8. We as Christians Shouldn’t Abandon the Public Schools. Question number eight is a rather pious one, and I hear it quite often. “I don’t want to abandon the public schools. As a matter of fact, Mr. Baker, if
we take our Christian young people out of the public schools, we will have no missionaries in the public schools. After all, are we not ‘the salt of the earth’?”

My response: I owe nothing to public education. I pay taxes to support public education, yet I cannot trust them with my children. The Bible tells me as a parent to train up my children in the way they ought to go. The public school is not helping me to train up my children. Actually, they are tearing down almost everything that I am trying to build up in my home and in my church.

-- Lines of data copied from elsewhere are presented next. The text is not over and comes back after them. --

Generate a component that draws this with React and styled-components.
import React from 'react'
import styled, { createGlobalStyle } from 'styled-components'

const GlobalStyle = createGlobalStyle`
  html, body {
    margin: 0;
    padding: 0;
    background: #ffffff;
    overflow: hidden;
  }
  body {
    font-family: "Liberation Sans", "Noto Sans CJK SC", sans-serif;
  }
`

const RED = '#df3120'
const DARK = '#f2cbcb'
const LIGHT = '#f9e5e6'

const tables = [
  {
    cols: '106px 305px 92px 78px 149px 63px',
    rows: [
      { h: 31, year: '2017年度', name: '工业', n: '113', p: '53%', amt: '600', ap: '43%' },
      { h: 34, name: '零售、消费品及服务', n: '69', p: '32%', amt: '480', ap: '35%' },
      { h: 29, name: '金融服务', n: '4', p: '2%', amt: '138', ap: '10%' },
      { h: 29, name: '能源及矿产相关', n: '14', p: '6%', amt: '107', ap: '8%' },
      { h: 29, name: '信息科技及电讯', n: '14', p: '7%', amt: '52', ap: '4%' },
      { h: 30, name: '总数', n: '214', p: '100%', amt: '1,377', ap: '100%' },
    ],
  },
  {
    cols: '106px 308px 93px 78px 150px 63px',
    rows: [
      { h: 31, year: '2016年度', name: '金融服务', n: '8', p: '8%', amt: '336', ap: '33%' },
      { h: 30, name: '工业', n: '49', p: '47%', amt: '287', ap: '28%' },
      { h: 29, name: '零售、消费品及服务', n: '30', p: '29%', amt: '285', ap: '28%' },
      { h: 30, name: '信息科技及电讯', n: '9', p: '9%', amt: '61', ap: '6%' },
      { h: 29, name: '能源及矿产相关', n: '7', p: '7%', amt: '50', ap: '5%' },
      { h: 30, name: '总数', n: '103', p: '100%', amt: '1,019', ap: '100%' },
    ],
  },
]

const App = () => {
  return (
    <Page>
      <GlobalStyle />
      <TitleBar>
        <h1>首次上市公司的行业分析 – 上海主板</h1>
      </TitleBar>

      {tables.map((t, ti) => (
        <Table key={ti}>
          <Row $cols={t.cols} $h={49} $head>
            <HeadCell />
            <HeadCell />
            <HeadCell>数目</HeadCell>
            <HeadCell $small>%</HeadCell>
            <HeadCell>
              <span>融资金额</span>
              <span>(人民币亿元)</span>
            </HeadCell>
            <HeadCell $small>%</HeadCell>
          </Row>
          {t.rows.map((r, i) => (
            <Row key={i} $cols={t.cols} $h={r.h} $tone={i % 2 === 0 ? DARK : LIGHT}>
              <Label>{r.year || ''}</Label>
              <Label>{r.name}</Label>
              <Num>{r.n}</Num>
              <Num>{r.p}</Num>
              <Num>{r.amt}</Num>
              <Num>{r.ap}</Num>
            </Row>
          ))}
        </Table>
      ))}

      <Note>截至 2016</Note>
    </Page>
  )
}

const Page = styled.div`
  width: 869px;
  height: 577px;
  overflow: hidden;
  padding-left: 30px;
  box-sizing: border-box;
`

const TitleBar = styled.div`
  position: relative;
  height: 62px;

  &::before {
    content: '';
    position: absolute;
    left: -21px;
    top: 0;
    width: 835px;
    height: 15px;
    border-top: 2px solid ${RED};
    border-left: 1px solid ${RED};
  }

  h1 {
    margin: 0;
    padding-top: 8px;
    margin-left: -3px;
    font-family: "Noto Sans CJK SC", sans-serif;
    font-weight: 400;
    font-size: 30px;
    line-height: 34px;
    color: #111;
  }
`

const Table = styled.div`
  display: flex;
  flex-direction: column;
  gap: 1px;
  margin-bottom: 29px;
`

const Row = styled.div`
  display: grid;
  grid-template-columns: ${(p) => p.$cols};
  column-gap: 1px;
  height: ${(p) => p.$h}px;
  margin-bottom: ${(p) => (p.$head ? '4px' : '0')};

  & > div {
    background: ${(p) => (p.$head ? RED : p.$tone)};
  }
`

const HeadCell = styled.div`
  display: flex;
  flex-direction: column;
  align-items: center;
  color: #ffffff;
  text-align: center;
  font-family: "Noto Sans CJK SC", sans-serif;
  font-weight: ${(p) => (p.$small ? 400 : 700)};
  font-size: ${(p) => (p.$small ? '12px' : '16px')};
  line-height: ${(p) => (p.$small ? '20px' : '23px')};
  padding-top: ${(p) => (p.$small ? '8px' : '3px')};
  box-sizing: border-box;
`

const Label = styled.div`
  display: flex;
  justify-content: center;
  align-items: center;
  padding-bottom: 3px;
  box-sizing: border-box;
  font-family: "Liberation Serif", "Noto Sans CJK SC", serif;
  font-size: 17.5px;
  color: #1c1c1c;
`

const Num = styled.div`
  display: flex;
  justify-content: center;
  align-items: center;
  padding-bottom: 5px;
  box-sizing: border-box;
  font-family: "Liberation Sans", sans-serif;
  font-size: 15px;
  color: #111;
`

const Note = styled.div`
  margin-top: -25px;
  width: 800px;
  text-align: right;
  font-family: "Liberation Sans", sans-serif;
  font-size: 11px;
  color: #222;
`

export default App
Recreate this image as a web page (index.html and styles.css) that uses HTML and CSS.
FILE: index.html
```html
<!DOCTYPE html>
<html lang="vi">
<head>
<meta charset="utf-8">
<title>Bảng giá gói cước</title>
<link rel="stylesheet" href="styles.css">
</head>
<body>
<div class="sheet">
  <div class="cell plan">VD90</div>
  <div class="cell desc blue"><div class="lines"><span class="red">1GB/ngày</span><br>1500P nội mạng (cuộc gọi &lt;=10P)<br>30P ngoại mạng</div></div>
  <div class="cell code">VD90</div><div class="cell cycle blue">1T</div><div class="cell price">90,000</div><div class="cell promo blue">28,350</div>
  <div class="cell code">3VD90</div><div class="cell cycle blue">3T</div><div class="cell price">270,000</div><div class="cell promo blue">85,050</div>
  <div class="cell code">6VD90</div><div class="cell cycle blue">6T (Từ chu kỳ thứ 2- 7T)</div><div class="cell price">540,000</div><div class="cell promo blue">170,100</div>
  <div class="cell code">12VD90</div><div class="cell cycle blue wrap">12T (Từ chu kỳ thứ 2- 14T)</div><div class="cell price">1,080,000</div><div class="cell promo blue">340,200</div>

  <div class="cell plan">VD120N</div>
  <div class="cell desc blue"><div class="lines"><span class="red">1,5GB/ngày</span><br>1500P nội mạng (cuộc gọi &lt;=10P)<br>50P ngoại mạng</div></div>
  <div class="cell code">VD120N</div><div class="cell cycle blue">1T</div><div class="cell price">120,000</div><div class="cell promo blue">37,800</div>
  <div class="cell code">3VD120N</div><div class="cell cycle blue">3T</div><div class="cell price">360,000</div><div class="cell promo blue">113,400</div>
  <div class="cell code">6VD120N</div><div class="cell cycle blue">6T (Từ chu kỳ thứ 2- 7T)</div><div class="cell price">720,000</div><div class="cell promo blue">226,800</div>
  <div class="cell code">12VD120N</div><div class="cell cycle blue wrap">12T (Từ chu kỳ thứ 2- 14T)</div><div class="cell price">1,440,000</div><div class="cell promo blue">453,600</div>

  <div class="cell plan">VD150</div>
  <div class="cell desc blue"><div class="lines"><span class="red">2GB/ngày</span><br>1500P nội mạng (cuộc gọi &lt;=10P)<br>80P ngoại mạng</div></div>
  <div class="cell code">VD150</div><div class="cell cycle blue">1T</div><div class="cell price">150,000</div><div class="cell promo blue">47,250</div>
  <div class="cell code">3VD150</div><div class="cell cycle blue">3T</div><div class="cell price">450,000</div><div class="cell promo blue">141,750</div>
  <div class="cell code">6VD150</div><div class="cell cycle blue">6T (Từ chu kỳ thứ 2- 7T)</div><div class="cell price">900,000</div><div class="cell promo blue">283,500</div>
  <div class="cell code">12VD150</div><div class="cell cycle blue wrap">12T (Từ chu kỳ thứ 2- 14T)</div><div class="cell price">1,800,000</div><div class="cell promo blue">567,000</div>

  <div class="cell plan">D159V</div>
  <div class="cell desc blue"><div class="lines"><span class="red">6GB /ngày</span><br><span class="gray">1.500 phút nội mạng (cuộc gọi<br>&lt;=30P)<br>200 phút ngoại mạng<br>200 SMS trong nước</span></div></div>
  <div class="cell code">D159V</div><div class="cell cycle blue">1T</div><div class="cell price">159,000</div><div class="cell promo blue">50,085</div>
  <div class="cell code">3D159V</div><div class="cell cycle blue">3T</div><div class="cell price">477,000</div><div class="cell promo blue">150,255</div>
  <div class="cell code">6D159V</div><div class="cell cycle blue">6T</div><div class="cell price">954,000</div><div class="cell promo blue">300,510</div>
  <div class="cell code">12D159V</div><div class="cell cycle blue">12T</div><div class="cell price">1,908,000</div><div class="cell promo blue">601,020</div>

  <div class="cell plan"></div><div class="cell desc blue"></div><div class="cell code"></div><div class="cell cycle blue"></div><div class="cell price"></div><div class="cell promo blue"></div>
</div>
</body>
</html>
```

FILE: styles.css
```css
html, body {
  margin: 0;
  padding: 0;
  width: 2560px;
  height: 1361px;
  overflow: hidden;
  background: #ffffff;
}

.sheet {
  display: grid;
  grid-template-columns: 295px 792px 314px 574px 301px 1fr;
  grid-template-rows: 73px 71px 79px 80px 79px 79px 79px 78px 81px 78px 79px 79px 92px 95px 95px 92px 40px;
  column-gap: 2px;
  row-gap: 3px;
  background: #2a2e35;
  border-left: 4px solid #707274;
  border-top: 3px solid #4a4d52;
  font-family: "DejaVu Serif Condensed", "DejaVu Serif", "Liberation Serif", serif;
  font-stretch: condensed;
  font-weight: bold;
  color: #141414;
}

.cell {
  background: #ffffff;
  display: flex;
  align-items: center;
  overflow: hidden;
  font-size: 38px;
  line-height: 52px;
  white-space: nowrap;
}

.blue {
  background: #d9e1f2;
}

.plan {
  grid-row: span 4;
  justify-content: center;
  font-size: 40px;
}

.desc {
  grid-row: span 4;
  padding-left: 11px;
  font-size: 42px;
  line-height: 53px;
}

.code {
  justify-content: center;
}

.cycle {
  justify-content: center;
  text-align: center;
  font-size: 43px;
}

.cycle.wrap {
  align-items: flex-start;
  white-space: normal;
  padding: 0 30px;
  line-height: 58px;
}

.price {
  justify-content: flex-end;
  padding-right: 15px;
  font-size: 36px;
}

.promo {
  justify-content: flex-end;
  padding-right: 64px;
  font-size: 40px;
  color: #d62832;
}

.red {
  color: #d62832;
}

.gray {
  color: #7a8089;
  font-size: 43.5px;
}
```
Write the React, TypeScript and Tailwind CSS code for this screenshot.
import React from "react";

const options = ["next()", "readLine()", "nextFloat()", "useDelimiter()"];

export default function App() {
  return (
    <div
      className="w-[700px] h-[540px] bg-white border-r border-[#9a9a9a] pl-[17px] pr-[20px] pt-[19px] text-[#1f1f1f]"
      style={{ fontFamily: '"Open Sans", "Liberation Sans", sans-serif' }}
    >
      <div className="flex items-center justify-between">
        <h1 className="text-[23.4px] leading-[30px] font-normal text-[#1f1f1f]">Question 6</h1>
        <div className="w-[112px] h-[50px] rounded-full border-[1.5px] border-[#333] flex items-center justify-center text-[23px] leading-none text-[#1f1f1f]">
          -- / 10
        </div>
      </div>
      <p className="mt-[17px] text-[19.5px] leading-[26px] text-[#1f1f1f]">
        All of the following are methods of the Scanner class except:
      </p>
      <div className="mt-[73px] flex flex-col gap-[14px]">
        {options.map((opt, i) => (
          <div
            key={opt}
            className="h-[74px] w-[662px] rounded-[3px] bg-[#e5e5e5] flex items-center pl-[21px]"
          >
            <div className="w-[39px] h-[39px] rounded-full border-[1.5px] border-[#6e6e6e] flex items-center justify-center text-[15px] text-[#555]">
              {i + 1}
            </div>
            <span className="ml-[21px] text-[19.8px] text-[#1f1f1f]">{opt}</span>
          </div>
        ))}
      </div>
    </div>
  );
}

Secondly, I don’t buy this idea of having our children in the public schools as missionaries. You don’t take a child in third or fourth grade and send him to a mission field in Africa or South America. You must
first train that child even as you would train a missionary. How can you become an effective missionary when you are being trained in a worldly atmosphere, in the world’s philosophy, using the world’s textbooks, taught by the world’s teachers?

Fortunately there are many parents who are sending their children to our Christian school, All of you have sacrificed and done without, in order to give your children a Christian education. You have been a
great encouragement, for you have chosen the best part. You have made an investment in the lives of your boys and girls for eternity, an investment that will pay dividends throughout eternity. Christian education for your children is the best investment you will ever make.